Pada Sabtu (23-03), Lingkar Keadilan Ruang dan Universitas Kristen Satya Wacana mengadakan bedah buku Air Seharusnya Kita Jaga dalam rangka memperingati Hari Air Sedunia. Acara ini digelar di Pendopo LKiS Bantul, diskusi ini menghadirkan Fitri Nasichudin dari Kebun Kali Code; Dodo Putra Bangsa, sebagai perwakilan Warga Berdaya; dan Yesaya Sandang selaku penulis buku. Di tengah deras arus pembangunan yang terus dikebut pemerintah, salah satu dampak yang dialami warga Jogja adalah terancamnya hak atas air.
Pada awal diskusi, Fitri menceritakan kehidupan di sekitar Kampung Ledok yang sudah mengalami banyak perubahan, terutama dalam hal kebersihan air. Ia menyampaikan bahwa air di sekitar tempat tinggalnya banyak mengandung bakteri Escherichia coli  dan kerap mengalami kekeringan. Hal tersebut memaksa warga untuk membeli air galon yang berdampak pada aspek ekonomi dan kesehatan. “Jadi, memang keterpaksaan kami yang harus mengkonsumsi air dengan membeli galon, yang sekarang harga satu galon sekitar Rp20.000,00, serta isi ulang Rp7.000,00- Rp8.000,00,” ungkap Fitri.

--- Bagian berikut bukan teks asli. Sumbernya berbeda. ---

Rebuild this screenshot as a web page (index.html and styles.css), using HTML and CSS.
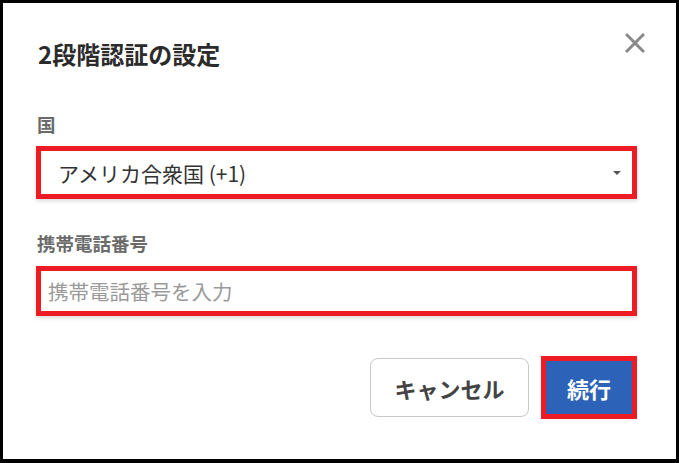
FILE: index.html
```html
<!DOCTYPE html>
<html lang="ja">
<head>
	<meta charset="UTF-8" />
	<meta name="viewport" content="width=device-width, initial-scale=1.0" />
	<title>2段階認証の設定</title>
	<link rel="stylesheet" href="styles.css">
</head>
<body>
	<div class="dialog">
		<header class="head">
			<h2 class="title">2段階認証の設定</h2>
			<button class="close" aria-label="閉じる">
				<svg width="20" height="20" viewBox="0 0 20 20"><path d="M1 1 L19 19 M19 1 L1 19" stroke="#8a8a8a" stroke-width="3" fill="none" /></svg>
			</button>
		</header>
		<div class="field">
			<label class="label">国</label>
			<div class="select mark">
				<span>アメリカ合衆国 (+1)</span>
				<span class="caret"></span>
			</div>
		</div>
		<div class="field">
			<label class="label" for="phone">携帯電話番号</label>
			<input class="input mark" id="phone" type="tel" placeholder="携帯電話番号を入力">
		</div>
		<div class="actions">
			<button class="btn cancel">キャンセル</button>
			<button class="btn primary">続行</button>
		</div>
	</div>
</body>
</html>
```

FILE: styles.css
```css
* { box-sizing: border-box; }
html { font-family: "Noto Sans CJK JP", "Noto Sans", sans-serif; }
body { margin: 0; background: #fff; }

.dialog {
	width: 679px; height: 463px;
	border: solid #000; border-width: 3px 3px 4px 3px;
	background: #fff;
	padding: 35px 39px 0 33px;
	display: flex; flex-direction: column;
}

.head { display: flex; justify-content: space-between; align-items: flex-start; }
.title { margin: 0; font-size: 24px; line-height: 32px; font-weight: bold; color: #2b2b2b; padding-left: 2px; }
.close { border: 0; background: none; padding: 0; margin: -5px -8px 0 0; width: 20px; height: 20px; display: flex; }

.field { display: flex; flex-direction: column; }
.label { font-size: 18.5px; line-height: 24px; font-weight: bold; color: #6b6b6b; padding-left: 1px; }
.field:nth-of-type(1) { margin-top: 42px; }
.field:nth-of-type(1) .label { margin-bottom: 10px; }
.field:nth-of-type(2) { margin-top: 32px; }
.field:nth-of-type(2) .label { margin-bottom: 11px; }

.mark { border: 5px solid #ed1c24; box-shadow: 0 2px 4px rgba(0, 0, 0, 0.15); }

.select {
	height: 53px; display: flex; align-items: center; justify-content: space-between;
	padding: 0 11px 0 17px;
	font-size: 21px; color: #333;
}
.caret { width: 0; height: 0; border-left: 4px solid transparent; border-right: 4px solid transparent; border-top: 4px solid #555; }

.input {
	height: 50px; width: 100%; padding: 0 7px;
	font-family: inherit; font-size: 20.5px; color: #333; outline: none;
}
.input::placeholder { color: #9a9a9a; }

.actions { margin-top: 40px; display: flex; justify-content: flex-end; align-items: center; gap: 12px; }
.btn { font-family: inherit; font-size: 22px; font-weight: bold; cursor: pointer; }
.cancel { width: 159px; height: 59px; border: 1px solid #c8c8c8; border-radius: 8px; background: #fff; color: #444; }
.primary { width: 96px; height: 63px; border: 5px solid #ed1c24; background: #2c63b9; color: #fff; }
```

Fitri lanjut membagikan cerita warga Kampung Kali Code yang terus mengalami kesulitan untuk mendapat air bersih. Ia menuturkan bahwa kesulitan-kesulitan yang melanda warga merupakan imbas dari pembangunan industri dan perhotelan di sekitar wilayah tempat tinggal. Fitri mendeskripsikan tentang dua lapangan dengan ukuran 15×20 meter di dekat kampung warga yang sudah dibeli oleh investor dan rencananya akan dibangun hotel. “Harapan kami jangan dibangun, tapi bila memang didesak, harus ada SOP [Standar Operasional Prosedur-red] yang jelas bagaimana mereka menggunakan air, tidak sebanyak-banyaknya [berlebihan-red],” ujarnya.
Menambahkan Fitri, Dodo menjelaskan bahwa perkembangan industri semakin sulit diawasi, terutama terhadap pembangunan hotel. Dodo menyayangkan distribusi air yang tak menentu, warga tidak tahu ke mana air bekas pakai hotel akan dibuang setiap pekannya. Tidak ada pemberitahuan yang jelas tentang pembuangan air bekas pakai dari perhotelan. “Sekarang tidak ada yang bisa menjawab airnya dibuang ke tanah atau dikembalikan ke sungai,” tutur Dodo.
Menanggapi Dodo, Yesaya menjelaskan tentang pergeseran dalam pemaknaan terhadap air. Ia menuturkan bahwa sekarang air hanya dianggap sebagai barang ekonomi. Yesaya mendorong untuk lebih memaknai air sebagai bagian kolektivitas, hal tersebut dapat membangkitkan semangat kepemilikan dan perjuangan. “Jangan sampai nanti nunggu kasus baru lagi,” ujar Yesaya.
Selepas diskusi, BALAIRUNG berkesempatan mewawancarai Dodo lebih lanjut mengenai upaya yang dapat diinisiasi masyarakat desa guna menciptakan lingkungan hidup yang lebih efektif. Dodo memberitahukan upaya konkret yang dapat masyarakat lakukan adalah dengan membuat resapan air di sepanjang jalan kampung, bukan membuat gorong-gorong. “Menurutku bentuk desa yang [ideal-red] secara keseluruhan adalah baik warga maupun infrastrukturnya terencana dengan baik dalam satu komunitas itu,” pungkasnya.